GIVEN MATERIAL:

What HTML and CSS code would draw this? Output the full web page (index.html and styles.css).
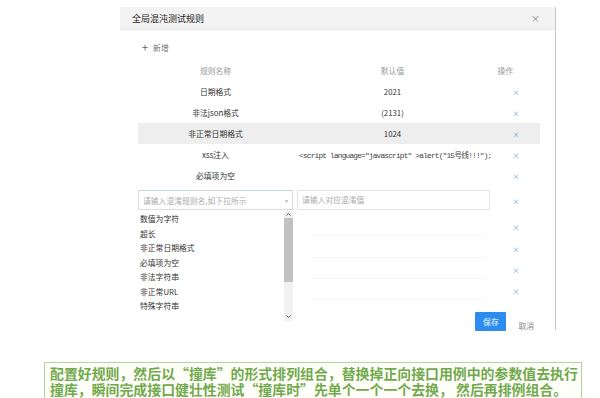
FILE: index.html
```html
<!DOCTYPE html>
<html lang="zh-CN">
<head>
    <meta charset="UTF-8">
    <meta name="viewport" content="width=device-width, initial-scale=1.0">
    <title>全局混沌测试规则</title>
    <link rel="stylesheet" href="styles.css">
</head>
<body>
    <div class="page">
        <div class="modal">
            <div class="modal-head">
                <span class="modal-title">全局混沌测试规则</span>
                <span class="modal-close">×</span>
            </div>
            <div class="modal-body">
                <div class="add-btn"><span class="plus">+</span>新增</div>

                <div class="rules">
                    <div class="row row-head">
                        <div class="col col-name">规则名称</div>
                        <div class="col col-value">默认值</div>
                        <div class="col col-op">操作</div>
                    </div>
                    <div class="row">
                        <div class="col col-name">日期格式</div>
                        <div class="col col-value">2021</div>
                        <div class="col col-op"><span class="del">×</span></div>
                    </div>
                    <div class="row">
                        <div class="col col-name">非法json格式</div>
                        <div class="col col-value">(2131)</div>
                        <div class="col col-op"><span class="del">×</span></div>
                    </div>
                    <div class="row row-hover">
                        <div class="col col-name">非正常日期格式</div>
                        <div class="col col-value">1024</div>
                        <div class="col col-op"><span class="del">×</span></div>
                    </div>
                    <div class="row">
                        <div class="col col-name">xss注入</div>
                        <div class="col col-value code">&lt;script language="javascript" &gt;alert("15号线!!!");</div>
                        <div class="col col-op"><span class="del">×</span></div>
                    </div>
                    <div class="row">
                        <div class="col col-name">必填项为空</div>
                        <div class="col col-value"></div>
                        <div class="col col-op"><span class="del">×</span></div>
                    </div>
                    <div class="row row-edit">
                        <div class="col col-name">
                            <div class="select">
                                <span class="placeholder">请输入混淆规则名,如下拉所示</span>
                                <span class="caret">▾</span>
                                <div class="dropdown">
                                    <div class="options">
                                        <div class="option">数值为字符</div>
                                        <div class="option">超长</div>
                                        <div class="option">非正常日期格式</div>
                                        <div class="option">必填项为空</div>
                                        <div class="option">非法字符串</div>
                                        <div class="option">非正常URL</div>
                                        <div class="option">特殊字符串</div>
                                    </div>
                                    <div class="scrollbar">
                                        <svg class="arrow" width="9" height="7" viewBox="0 0 9 7"><path d="M2.5 4.5 L4.5 2.5 L6.5 4.5" fill="none" stroke="#555" stroke-width="1"/></svg>
                                        <div class="thumb"></div>
                                        <svg class="arrow arrow-down" width="9" height="7" viewBox="0 0 9 7"><path d="M2.5 2.5 L4.5 4.5 L6.5 2.5" fill="none" stroke="#555" stroke-width="1"/></svg>
                                    </div>
                                </div>
                            </div>
                        </div>
                        <div class="col col-value">
                            <div class="text-input">请输入对应混淆值</div>
                        </div>
                        <div class="col col-op"><span class="del">×</span></div>
                    </div>
                    <div class="row row-empty row-first-empty">
                        <div class="col col-name"></div>
                        <div class="col col-value"><div class="blank"></div></div>
                        <div class="col col-op"><span class="del">×</span></div>
                    </div>
                    <div class="row row-empty">
                        <div class="col col-name"></div>
                        <div class="col col-value"><div class="blank"></div></div>
                        <div class="col col-op"><span class="del">×</span></div>
                    </div>
                    <div class="row row-empty">
                        <div class="col col-name"></div>
                        <div class="col col-value"><div class="blank"></div></div>
                        <div class="col col-op"><span class="del">×</span></div>
                    </div>
                    <div class="row row-empty">
                        <div class="col col-name"></div>
                        <div class="col col-value"><div class="blank"></div></div>
                        <div class="col col-op"><span class="del">×</span></div>
                    </div>
                </div>

                <div class="modal-foot">
                    <button class="btn-save">保存</button>
                    <span class="btn-cancel">取消</span>
                </div>
            </div>
        </div>

        <div class="note">
            配置好规则，然后以“撞库”的形式排列组合，替换掉正向接口用例中的参数值去执行撞库，瞬间完成接口健壮性测试“撞库时”先单个一个一个去换， 然后再排例组合。
        </div>
    </div>
</body>
</html>
```

FILE: styles.css
```css
body {
    margin: 0;
    background: #ffffff;
    font-family: 'Noto Sans CJK SC', 'Noto Sans', sans-serif;
    color: #333;
    height: 398px;
    overflow: hidden;
}

.page {
    padding-top: 7px;
}

.modal {
    margin-left: 120px;
    width: 436px;
    height: 323px;
    border-right: 1px solid #c9c9c9;
    box-sizing: border-box;
}

.modal-head {
    height: 22px;
    background: #f3f3f3;
    border-bottom: 1px solid #e9e9e9;
    display: flex;
    align-items: center;
    justify-content: space-between;
    padding: 0 15px 0 12px;
}

.modal-title {
    font-size: 9px;
    color: #222;
}

.modal-close {
    font-size: 9px;
    color: #777;
}

.modal-body {
    padding-top: 9px;
}

.add-btn {
    height: 16px;
    display: flex;
    align-items: center;
    padding-left: 22px;
    font-size: 7.8px;
    color: #777;
    margin-bottom: 4px;
}

.plus {
    font-size: 11px;
    margin-right: 5px;
    color: #666;
}

.rules {
    margin-left: 18px;
    width: 402px;
}

.row {
    display: flex;
    align-items: center;
    height: 21px;
    font-size: 7.8px;
    color: #333;
}

.row-head {
    height: 22px;
    color: #999;
}

.row-hover {
    background: #eeeeee;
}

.col {
    text-align: center;
    white-space: nowrap;
}

.col-name {
    width: 155px;
}

.col-value {
    width: 199px;
}

.col-op {
    width: 48px;
}

.row-head .col-op {
    padding-right: 27px;
    box-sizing: border-box;
    text-align: right;
}

.del {
    color: #5a9ad8;
    font-size: 7px;
}

.code {
    font-family: 'Liberation Mono', 'Noto Sans CJK SC', monospace;
    font-size: 7.8px;
    letter-spacing: -0.8px;
    color: #444;
    text-align: left;
    padding-left: 6px;
    box-sizing: border-box;
}

.row-edit {
    height: 28px;
}

.select {
    position: relative;
    height: 20px;
    border: 1px solid #dcdcdc;
    border-top-color: #c6d6e6;
    box-sizing: border-box;
    display: flex;
    align-items: center;
    justify-content: space-between;
    padding: 0 4px;
    color: #aaa;
}

.caret {
    font-size: 6px;
    color: #bbb;
}

.dropdown {
    position: absolute;
    top: 20px;
    left: -1px;
    width: 155px;
    height: 110px;
    background: #fff;
    display: flex;
    overflow: hidden;
    z-index: 2;
}

.options {
    flex: 1;
    padding-top: 1px;
    text-align: left;
}

.option {
    height: 14.5px;
    line-height: 14.5px;
    padding-left: 2px;
    color: #333;
}

.scrollbar {
    width: 9px;
    background: #f1f1f1;
    display: flex;
    flex-direction: column;
}

.arrow {
    display: block;
    flex: none;
}

.thumb {
    width: 9px;
    height: 64px;
    background: #c1c1c1;
}

.arrow-down {
    margin-top: auto;
    margin-bottom: 1px;
}

.col-value .text-input {
    margin-left: 4px;
    width: 193px;
    height: 20px;
    border: 1px solid #e4e4e4;
    box-sizing: border-box;
    text-align: left;
    padding-left: 4px;
    line-height: 18px;
    color: #aaa;
}

.row-first-empty {
    height: 24px;
}

.blank {
    margin: 0 6px 0 16px;
    height: 18px;
    border-bottom: 1px solid #f6f6f6;
}

.modal-foot {
    display: flex;
    justify-content: flex-end;
    align-items: center;
    gap: 12px;
    margin-top: 11px;
    padding-right: 21px;
}

.btn-save {
    width: 31px;
    height: 19px;
    border: none;
    background: #2d8cf0;
    color: #fff;
    font-family: 'Noto Sans CJK SC', sans-serif;
    font-size: 7.8px;
    padding: 0;
    border-radius: 1px;
}

.btn-cancel {
    font-size: 7.8px;
    color: #888;
    margin-top: 8px;
}

.note {
    margin: 32px 0 0 44px;
    width: 538px;
    height: 44px;
    border: 1px solid #b7d29c;
    box-sizing: border-box;
    background: #fffffa;
    padding: 3px 0 0 5px;
    font-size: 13.9px;
    line-height: 15.5px;
    font-weight: bold;
    color: #72a94c;
}
```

PROBLEM: Lines containing the string "styles" are to be selected and copied.

TASK RESULT:
What HTML and CSS code would draw this? Output the full web page (index.html and styles.css).
    <link rel="stylesheet" href="styles.css">
FILE: styles.css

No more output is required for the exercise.